Athens, Ga. – University of Georgia Honors student Matthew Sellers of Perry has been named one of 36 national recipients of the 2012 Marshall Scholarship to pursue graduate studies in the United Kingdom. He is the fifth UGA student to earn the award in the past decade and the sixth overall from the university.
Sellers, who is a UGA Foundation Fellow, plans to pursue a master of studies program in modern literature followed by a doctor of philosophy program in English language and literature at England’s Oxford University. He will graduate from UGA in May with a bachelor’s degree in English and a minor in history.
“The Marshall Scholarship furthers America’s bond with its oldest and most faithful ally, Great Britain, while also advancing UGA’s goal of internationalizing the student experience,” said UGA President Michael F. Adams. “It is a mark of quality that Matthew is the fifth UGA student to earn this opportunity in the past several years. I am very proud of him, and I know that he will represent UGA well.”
More than 1,000 students applied for the scholarship, which was established in 1953 as a gesture of gratitude to the U.S. for the assistance the U.K. received after World War II under the Marshall Plan. Considered one of the highest academic honors American post-baccalaureate students can receive, the scholarships provide funding for up to three years of graduate study in any field at a university in the U.K.
“The Marshall Scholarship program helps to ensure an enduring and close relationship between the future leaders of the U.K. and the U.S.,” said British Consul General Annabelle Malins. “The roster of former Marshall Scholars reads like a ‘Who’s Who’ of leaders from all walks of American life-from the top levels of the U.S. government to leading innovators such as Reid Hoffman, founder of LinkedIn.”
While at UGA, Sellers has taken advantage of research, internship and travel opportunities to prepare for a teaching and research career in academia. He became interested in studying literature after completing a research project as a 2009 summer fellow with UGA’s Center for Undergraduate Research Opportunities. Sellers focused on the poetry of Pulitzer Prize-winner Robert Penn Warren under the guidance of English professor Hugh Ruppersburg, who currently serves as interim dean of UGA’s Franklin College of Arts and Sciences.
Sellers’ summer project eventually evolved into his Honors thesis that he presented at this spring’s CURO undergraduate research symposium at UGA. He explored how Warren depicts populism and populist leaders in fiction and compared those representations to current grassroots political movements such as the Tea Party and Organizing for America.
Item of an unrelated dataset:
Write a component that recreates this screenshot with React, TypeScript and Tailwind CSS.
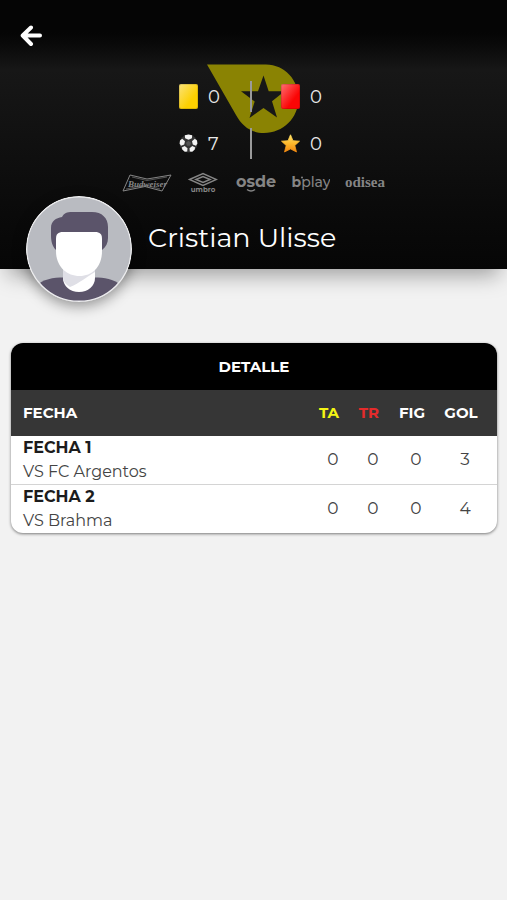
import React from "react";

const matches = [
  { date: "FECHA 1", rival: "VS FC Argentos", ta: 0, tr: 0, fig: 0, gol: 3 },
  { date: "FECHA 2", rival: "VS Brahma", ta: 0, tr: 0, fig: 0, gol: 4 },
];

function BackIcon() {
  return (
    <svg viewBox="0 0 22 22" className="h-[22px] w-[22px]" fill="none" stroke="#fff" strokeWidth="4" strokeLinecap="round" strokeLinejoin="round" aria-hidden="true">
      <path d="M11 2.500 2.700 10.500l8.300 8.500M3 10.500h17" />
    </svg>
  );
}

function TeamLogo() {
  return (
    <svg viewBox="0 0 94 69" className="absolute left-1/2 top-16 h-[69px] w-[94px] -translate-x-1/2" aria-hidden="true">
      <path d="M0 0.600H59C78 1 91.500 16 91.500 34.500C91.500 54 76 69 57 69C44 69 35 62 29 51Z" fill="#8a8303" />
      <path d="M56.500 11.500 61.700 27.200H77.500L65 37.200 70 53.500 56.500 44 42.500 54 47.700 37.400 34 27.200H51Z" fill="#171717" />
    </svg>
  );
}

function Card({ from, to }: { from: string; to: string }) {
  return (
    <svg viewBox="0 0 19 25" className="h-[25px] w-[19px] shrink-0" aria-hidden="true">
      <defs>
        <linearGradient id={"card" + to} x1="0" y1="0" x2="1" y2="1">
          <stop offset="0" stopColor={from} />
          <stop offset="0.65" stopColor={to} />
        </linearGradient>
      </defs>
      <rect width="19" height="25" rx="2" fill={"url(#card" + to + ")"} />
      <rect x="0.500" y="0.500" width="18" height="24" rx="1.500" fill="none" stroke="#000" strokeOpacity="0.12" />
    </svg>
  );
}

function Ball() {
  return (
    <svg viewBox="0 0 19 19" className="h-[19px] w-[19px] shrink-0" aria-hidden="true">
      <circle cx="9.500" cy="9.500" r="9" fill="#343434" />
      <g fill="#f4f4f4">
        <path d="M5.800 1.300 9.500 0.500 13.200 1.300 12.900 4.200 9.500 5.800 6.100 4.200Z" />
        <path d="M1 6.600 3.200 4.800 6 7.200 5.200 10.600 2 11.800 0.600 9.500Z" />
        <path d="M18 6.600 15.800 4.800 13 7.200 13.800 10.600 17 11.800 18.400 9.500Z" />
        <path d="M2.800 13.500 5.700 12 8.500 14.200 8.200 17.400 5.800 17.700 3.500 15.800Z" />
        <path d="M16.200 13.500 13.300 12 10.500 14.200 10.800 17.400 13.200 17.700 15.500 15.800Z" />
      </g>
      <path d="M9.500 6.800 12 8.700 11.100 11.800H7.900L7 8.700Z" fill="#555" />
    </svg>
  );
}

function Star() {
  return (
    <svg viewBox="0 0 19 19" className="h-[19px] w-[19px] shrink-0" aria-hidden="true">
      <defs>
        <linearGradient id="star" x1="0" y1="0" x2="0" y2="1">
          <stop offset="0" stopColor="#ffe36b" />
          <stop offset="0.5" stopColor="#fdb92c" />
          <stop offset="1" stopColor="#f0860f" />
        </linearGradient>
      </defs>
      <path d="M9.500 0.800 12 6.700 18.500 7.200 13.800 11.500 15.500 18 9.500 14.900 3.500 18 5.200 11.500 0.500 7.200 7 6.700Z" fill="url(#star)" stroke="url(#star)" strokeWidth="0.800" strokeLinejoin="round" />
    </svg>
  );
}

function Stat({ icon, value, first }: { icon: React.ReactNode; value: number; first?: boolean }) {
  return (
    <div className={first ? "flex h-[31px] w-[73px] items-center gap-2.5 border-r-2 border-[#9a9a9a]" : "flex h-[31px] w-[76px] items-center gap-2.5 pl-[29px]"}>
      {icon}
      <span>{value}</span>
    </div>
  );
}

function Sponsors() {
  return (
    <div className="mt-3 flex h-6 items-center justify-center gap-3.5 text-[#858585]">
      <svg viewBox="0 0 50 18" className="h-[18px] w-[50px]" fill="none" stroke="currentColor" role="img" aria-label="Budweiser">
        <path d="M8 1 25 5 49 1 40 17 23 12.500 1 17Z" strokeWidth="1" />
        <path d="M10 3 25 6.500 45 3M4 15 23 11 38 15" strokeWidth="0.600" />
        <text x="6" y="12.500" fontFamily="Liberation Serif, serif" fontSize="9" fontStyle="italic" fontWeight="700" fill="currentColor" stroke="none">Budweiser</text>
      </svg>
      <svg viewBox="0 0 32 22" className="h-[22px] w-8" fill="none" stroke="currentColor" role="img" aria-label="Umbro">
        <path d="M3.500 7.500 17 1.500 30.500 7.500 17 13.500Z" strokeWidth="1.400" />
        <path d="M10 7.500 17 4.500 24 7.500 17 10.500Z" strokeWidth="1.600" />
        <text x="17" y="20" textAnchor="middle" fontFamily="Montserrat, Inter, sans-serif" fontSize="7" fontWeight="700" fill="currentColor" stroke="none">umbro</text>
      </svg>
      <svg viewBox="0 0 44 22" className="h-[22px] w-11" fill="none" stroke="currentColor" role="img" aria-label="osde">
        <text x="24" y="15" textAnchor="middle" fontFamily="Montserrat, Inter, sans-serif" fontSize="16" fontWeight="700" fill="currentColor" stroke="none">osde</text>
        <path d="M15 17.500Q19 20.500 23 17.500" strokeWidth="1.500" />
      </svg>
      <svg viewBox="0 0 40 22" className="h-[22px] w-10" role="img" aria-label="bplay">
        <text x="21" y="15" textAnchor="middle" fontFamily="Montserrat, Inter, sans-serif" fontSize="14" fontWeight="500" fill="currentColor"><tspan fontWeight="700">b</tspan>play</text>
        <circle cx="12" cy="5.500" r="1" fill="currentColor" />
      </svg>
      <svg viewBox="0 0 41 22" className="h-[22px] w-[41px]" role="img" aria-label="odisea">
        <text x="21" y="15" textAnchor="middle" fontFamily="Liberation Serif, serif" fontSize="15" fontWeight="700" fill="currentColor">odisea</text>
      </svg>
    </div>
  );
}

function Avatar() {
  return (
    <svg viewBox="0 0 106 106" className="h-[106px] w-[106px] shrink-0 rounded-full shadow-[0_4px_14px_rgba(0,0,0,0.4)]" role="img" aria-label="Cristian Ulisse">
      <defs>
        <clipPath id="avatar"><circle cx="53" cy="53" r="52.500" /></clipPath>
      </defs>
      <g clipPath="url(#avatar)">
        <rect width="106" height="106" fill="#b9bbc1" />
        <path d="M10 90C17 83 27 81.500 38 81.500H68C79 81.500 87 83 95 89L88 106H18Z" fill="#5b546a" />
        <path d="M37 68H69V82C69 90 62 96 53 96S37 90 37 82Z" fill="#fff" />
        <path d="M37 68H69V76C60 81 54 87 44 91C39 88 37 85 37 80Z" fill="#dfdfe6" />
        <path d="M30 54C26 50 25 45 25 39V32C25 25 30 22 36 21C38 17 41 16 46 16H66C76 16 82 22 82 31V42C82 47 80 51 76 54Z" fill="#5b546a" />
        <path d="M37 36H69C74 36 76 38 76 43V55C76 70 67 80 53.500 80S30 70 30 55V43C30 38 32 36 37 36Z" fill="#fff" />
      </g>
      <circle cx="53" cy="53" r="52.300" fill="none" stroke="#ececee" strokeWidth="1.400" />
    </svg>
  );
}

const headCell = "p-0 text-center";
const dataCell = "p-0 pl-2 text-center text-[17px] text-[#444]";

export default function App() {
  return (
    <div className="min-h-screen bg-[#f2f2f2] font-['Montserrat','Inter',sans-serif]">
      <header className="relative flow-root bg-linear-to-b from-[#050505] from-[12%] via-[#171717] via-[26%] to-[#060606] shadow-[0_14px_20px_-8px_rgba(0,0,0,0.35)]">
        <TeamLogo />
        <nav className="flex px-5 pb-[33px] pt-6">
          <a href="#volver" aria-label="Volver" className="flex h-6 items-center">
            <BackIcon />
          </a>
        </nav>
        <div className="relative flex flex-col items-center gap-4 text-[18px] leading-6 text-[#e8e8e8]">
          <div className="flex">
            <Stat first icon={<Card from="#fbe37a" to="#fdd000" />} value={0} />
            <Stat icon={<Card from="#ff7070" to="#fb0505" />} value={0} />
          </div>
          <div className="flex">
            <Stat first icon={<Ball />} value={7} />
            <Stat icon={<Star />} value={0} />
          </div>
        </div>
        <Sponsors />
        <div className="relative -mb-[33px] flex items-start gap-4 px-[26px] pt-px">
          <Avatar />
          <h1 className="mt-6 text-[27px] leading-9 text-white">Cristian Ulisse</h1>
        </div>
      </header>

      <main className="pl-[11px] pr-2.5 pt-[74px]">
        <div className="overflow-hidden rounded-xl bg-white shadow-[0_1px_3px_rgba(0,0,0,0.5)]">
          <table className="w-full table-fixed border-collapse">
            <caption className="h-[47px] bg-black text-[15px] font-bold leading-[47px] text-white">DETALLE</caption>
            <colgroup>
              <col />
              <col className="w-10" />
              <col className="w-10" />
              <col className="w-[46px]" />
              <col className="w-[62px]" />
            </colgroup>
            <thead className="bg-[#363636] text-[15px] font-bold text-white">
              <tr className="h-[46px]">
                <th scope="col" className="p-0 pl-3 text-left">FECHA</th>
                <th scope="col" className={headCell + " text-[#f4f414]"}>TA</th>
                <th scope="col" className={headCell + " text-[#e52b2b]"}>TR</th>
                <th scope="col" className={headCell}>FIG</th>
                <th scope="col" className={headCell + " pr-2.5"}>GOL</th>
              </tr>
            </thead>
            <tbody>
              {matches.map((m) => (
                <tr key={m.date} className="h-12 border-b border-[#d4d4d4] last:border-b-0">
                  <td className="p-0 pl-3 leading-6">
                    <div className="text-[16px] font-bold text-[#1c1c1c]">{m.date}</div>
                    <div className="text-[16px] text-[#444]">{m.rival}</div>
                  </td>
                  <td className={dataCell}>{m.ta}</td>
                  <td className={dataCell}>{m.tr}</td>
                  <td className={dataCell}>{m.fig}</td>
                  <td className={dataCell + " pr-2.5"}>{m.gol}</td>
                </tr>
              ))}
            </tbody>
          </table>
        </div>
      </main>
    </div>
  );
}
Two Washington, D.C., internships influenced Sellers’ other interests in public policy research and development. Through UGA’s Honors in Washington program, he interned with the National Association of Counties in 2010. This past summer, he interned with the U.S. Department of Education, working on a new program that promotes sustainability and environmental education.
“I am thrilled to join a group of passionate, engaged scholars working in diverse fields but all committed to making the world a better place,” said Sellers. “Receiving the Marshall Scholarship is a tremendous honor, and I look forward to the opportunities for personal, professional and intellectual growth it presents.”
Sellers has served in several leadership roles with UGA’s chapter of the Roosevelt Institute, a national student-run think tank. He also currently serves as operations manager for UGA’s Journal for Undergraduate Research Opportunities, an online publication encompassing all disciplines.
Sellers traveled to India and the United Kingdom through UGA’s Foundation Fellowship, the university’s most prestigious undergraduate scholarship. Last year, Sellers taught English and mathematics in a primary school in Tanzania. He also has been to France and Italy as a member of the UGA Chamber Choir in the Hodgson School of Music.
“I am very pleased that Matt has earned this level of recognition of his talents and promise,” said David S. Williams, associate provost and director of UGA’s Honors Program, who serves as the UGA faculty representative for the Marshall Scholarship. “He is one of the most erudite students I have ever met. More importantly, his past work and his level of dedication strongly suggest that he is destined to be a force for positive change in society. Oxford will be the perfect place for him to study postcolonial literature and pursue his professional goals.”